Well, safe for now. :)

> The bottom half work because we're not reentering the qcow2_create
> coroutine immediately, so the gluster AIO callback can complete all of
> its cleanup work without being interrupted by code that might wait on
> this particular request and create a deadlock this way.

Got it now.  It's just (2) with a bottom half instead of simple code
reorganization.

>>> 2. Delay the callback by just calling it later when the cleanup has
>>>    been completed and .io_flush() can return 0. You say that it's hard
>>>    to implement for some drivers, except if the AIOCB are leaked until
>>>    the end of functions like qcow2_create().
>>
>> ... which is what we do in posix-aio-compat.c; nobody screamed so far.
> 
> True. Would be easy to fix in posix-aio-compat, though, or can a
> callback expect that the AIOCB is still valid?

IMO no.  What would you use it for, anyway?  It's opaque, all you could
do is bdrv_aio_cancel it.  I checked all of the callers of
bdrv_aio_cancel.  SCSI always zeroes their aiocb pointers on entry to
the AIO callback.  IDE is a bit less explicit, but in the end will
always zero the aiocb as well.  AHCI probably has a bug there (it does
not NULL the aiocb in ncq_cb).

virtio and Xen do not even store the aiocb, i.e. they couldn't care less.
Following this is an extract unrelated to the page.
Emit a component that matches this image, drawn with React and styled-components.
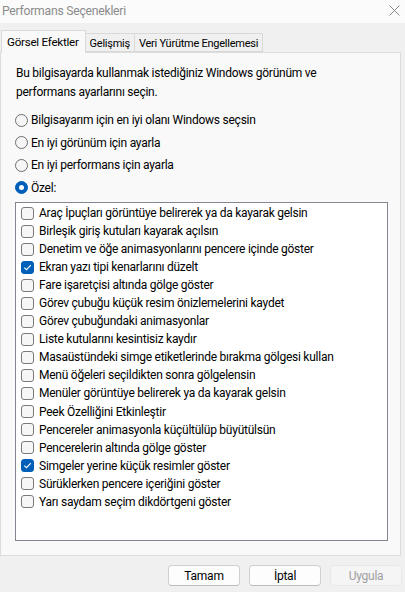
import styled, { createGlobalStyle } from "styled-components";
import { useState } from "react";

const GlobalStyle = createGlobalStyle`
  html, body {
    margin: 0;
    padding: 0;
    background: #f0f0f0;
  }
  body {
    font-family: Roboto, "Noto Sans", "Liberation Sans", sans-serif;
    font-size: 12px;
    letter-spacing: -0.25px;
    color: #000;
  }
  * { box-sizing: border-box; }
`;

const Window = styled.div`
  width: 405px;
  height: 592px;
  display: flex;
  flex-direction: column;
  background: #f0f0f0;
  overflow: hidden;
`;

const TitleBar = styled.div`
  height: 23px;
  flex: none;
  display: flex;
  align-items: center;
  justify-content: space-between;
  padding: 0 5px 2px 2px;
  background: #fbfbfb;
`;

const Title = styled.span`
  font-size: 12.2px;
  color: #8c8c8c;
`;

const CloseIcon = styled.svg`
  width: 11px;
  height: 11px;
  margin-top: -1px;
`;

const TabStrip = styled.div`
  height: 21px;
  margin-top: 8px;
  flex: none;
  display: flex;
  align-items: flex-end;
  padding-left: 1px;
`;

const Tab = styled.div`
  position: relative;
  display: flex;
  align-items: center;
  padding: 0 ${(p) => (p.$active ? 6 : 4)}px 0 ${(p) => (p.$active ? 5 : 4)}px;
  height: ${(p) => (p.$active ? 23 : 19)}px;
  margin-bottom: ${(p) => (p.$active ? -1 : 0)}px;
  margin-left: ${(p) => (p.$first ? 0 : -1)}px;
  background: ${(p) => (p.$active ? "#f9f9f9" : "#f0f0f0")};
  border: 1px solid #d9d9d9;
  border-bottom: ${(p) => (p.$active ? "none" : "1px solid #d9d9d9")};
  z-index: ${(p) => (p.$active ? 2 : 1)};
  font-size: ${(p) => (p.$active ? 11.6 : 11)}px;
  padding-top: ${(p) => (p.$active ? 0 : 1)}px;
`;

const Panel = styled.div`
  height: 504px;
  width: 401px;
  flex: none;
  background: #f9f9f9;
  border: 1px solid #dcdcdc;
  padding: 11px 12px 0 14px;
  display: flex;
  flex-direction: column;
`;

const Description = styled.p`
  margin: 0 0 0 1px;
  line-height: 19px;
`;

const RadioGroup = styled.div`
  margin-top: 7px;
  display: flex;
  flex-direction: column;
`;

const RadioRow = styled.label`
  height: 22.5px;
  display: flex;
  align-items: center;
  gap: 3px;
  cursor: default;
`;

const RadioDot = styled.span`
  width: 13px;
  height: 13px;
  border-radius: 50%;
  flex: none;
  display: flex;
  align-items: center;
  justify-content: center;
  background: ${(p) => (p.$on ? "#005fb8" : "#f6f6f6")};
  border: 1px solid ${(p) => (p.$on ? "#005fb8" : "#6e6e6e")};

  &::after {
    content: "";
    display: ${(p) => (p.$on ? "block" : "none")};
    width: 5px;
    height: 5px;
    border-radius: 50%;
    background: #fff;
  }
`;

const ListBox = styled.div`
  margin-top: 3px;
  height: 339px;
  background: #fff;
  border: 1px solid #828790;
  padding: 1px 0 0 5px;
  display: flex;
  flex-direction: column;
`;

const CheckRow = styled.label`
  height: 18.05px;
  flex: none;
  display: flex;
  align-items: center;
  gap: 5px;
  white-space: nowrap;
  cursor: default;
`;

const Box = styled.span`
  width: 13px;
  height: 13px;
  flex: none;
  border-radius: 3px;
  display: flex;
  align-items: center;
  justify-content: center;
  background: ${(p) => (p.$on ? "#005fb8" : "#f6f6f6")};
  border: 1px solid ${(p) => (p.$on ? "#005fb8" : "#7a7a7a")};
`;

const Footer = styled.div`
  flex: 1;
  display: flex;
  justify-content: flex-end;
  gap: 9px;
  padding: 9px 3px 0 0;
`;

const Button = styled.button`
  width: 72px;
  height: 21px;
  font-family: inherit;
  font-size: 12px;
  letter-spacing: inherit;
  border-radius: 4px;
  padding: 0;
  background: ${(p) => (p.disabled ? "#f5f5f5" : "#fdfdfd")};
  color: ${(p) => (p.disabled ? "#a0a0a0" : "#000")};
  border: 1px solid ${(p) => (p.disabled ? "#e8e8e8" : "#d0d0d0")};
  border-bottom-color: ${(p) => (p.disabled ? "#e8e8e8" : "#bdbdbd")};
`;

const options = [
  "Bilgisayarım için en iyi olanı Windows seçsin",
  "En iyi görünüm için ayarla",
  "En iyi performans için ayarla",
  "Özel:",
];

const effects = [
  ["Araç İpuçları görüntüye belirerek ya da kayarak gelsin", false],
  ["Birleşik giriş kutuları kayarak açılsın", false],
  ["Denetim ve öğe animasyonlarını pencere içinde göster", false],
  ["Ekran yazı tipi kenarlarını düzelt", true],
  ["Fare işaretçisi altında gölge göster", false],
  ["Görev çubuğu küçük resim önizlemelerini kaydet", false],
  ["Görev çubuğundaki animasyonlar", false],
  ["Liste kutularını kesintisiz kaydır", false],
  ["Masaüstündeki simge etiketlerinde bırakma gölgesi kullan", false],
  ["Menü öğeleri seçildikten sonra gölgelensin", false],
  ["Menüler görüntüye belirerek ya da kayarak gelsin", false],
  ["Peek Özelliğini Etkinleştir", false],
  ["Pencereler animasyonla küçültülüp büyütülsün", false],
  ["Pencerelerin altında gölge göster", false],
  ["Simgeler yerine küçük resimler göster", true],
  ["Sürüklerken pencere içeriğini göster", false],
  ["Yarı saydam seçim dikdörtgeni göster", false],
];

function Check() {
  return (
    <svg width="9" height="9" viewBox="0 0 9 9">
      <path d="M1.3 4.6 L3.5 6.7 L7.8 2.2" fill="none" stroke="#fff" strokeWidth="1.1" />
    </svg>
  );
}

export default function App() {
  const [mode, setMode] = useState(3);
  const [checks, setChecks] = useState(effects.map((e) => e[1]));

  const toggle = (i) => setChecks((prev) => prev.map((v, j) => (j === i ? !v : v)));

  return (
    <Window>
      <GlobalStyle />
      <TitleBar>
        <Title>Performans Seçenekleri</Title>
        <CloseIcon viewBox="0 0 11 11">
          <path d="M0.5 0.5 L10.5 10.5 M10.5 0.5 L0.5 10.5" stroke="#8a8a8a" strokeWidth="1" />
        </CloseIcon>
      </TitleBar>

      <TabStrip>
        <Tab $active $first>Görsel Efektler</Tab>
        <Tab>Gelişmiş</Tab>
        <Tab>Veri Yürütme Engellemesi</Tab>
      </TabStrip>

      <Panel>
        <Description>
          Bu bilgisayarda kullanmak istediğiniz Windows görünüm ve
          <br />
          performans ayarlarını seçin.
        </Description>

        <RadioGroup>
          {options.map((o, i) => (
            <RadioRow key={o} onClick={() => setMode(i)}>
              <RadioDot $on={mode === i} />
              {o}
            </RadioRow>
          ))}
        </RadioGroup>

        <ListBox>
          {effects.map(([label], i) => (
            <CheckRow key={label} onClick={() => toggle(i)}>
              <Box $on={checks[i]}>{checks[i] && <Check />}</Box>
              {label}
            </CheckRow>
          ))}
        </ListBox>
      </Panel>

      <Footer>
        <Button>Tamam</Button>
        <Button>İptal</Button>
        <Button disabled>Uygula</Button>
      </Footer>
    </Window>
  );
}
>> Not really hard, it just has to be assessed for each driver separately.
>>  We can just do it in gluster and refactor it later.
> 
> Okay, so let's keep it as an option for now.
> 
>>> 3. Add a delay only later in functions like bdrv_drain_all() that assume
>>>    that the request has completed. Are there more of this type? AIOCBs
>>>    are leaked until a bdrv_drain_all() call. Does it work with draining
>>>    specific BDSes instead of everything?
>>>
>>> Unless I forgot some important point, it almost looks like option 1 is
>>> the easiest and safest.
>>
>> I agree with your opinion, but I would feel better if I understood
>> better why it works.  (2) can be done easily in each driver (no
>> ugliness) and refactored later.
> 
> I think option 2 must be done in each driver by design, or do you see
> even a theoretical way how to do it generically?

Yes, it has to be done in every driver.  If we added something like
qemu_aio_complete(acb, ret) that does

    cb = acb->cb;
    opaque = acb->opaque;
    qemu_aio_release(acb);
    cb(opaque, ret);

by converting the driver to qemu_aio_complete you would avoid the leak.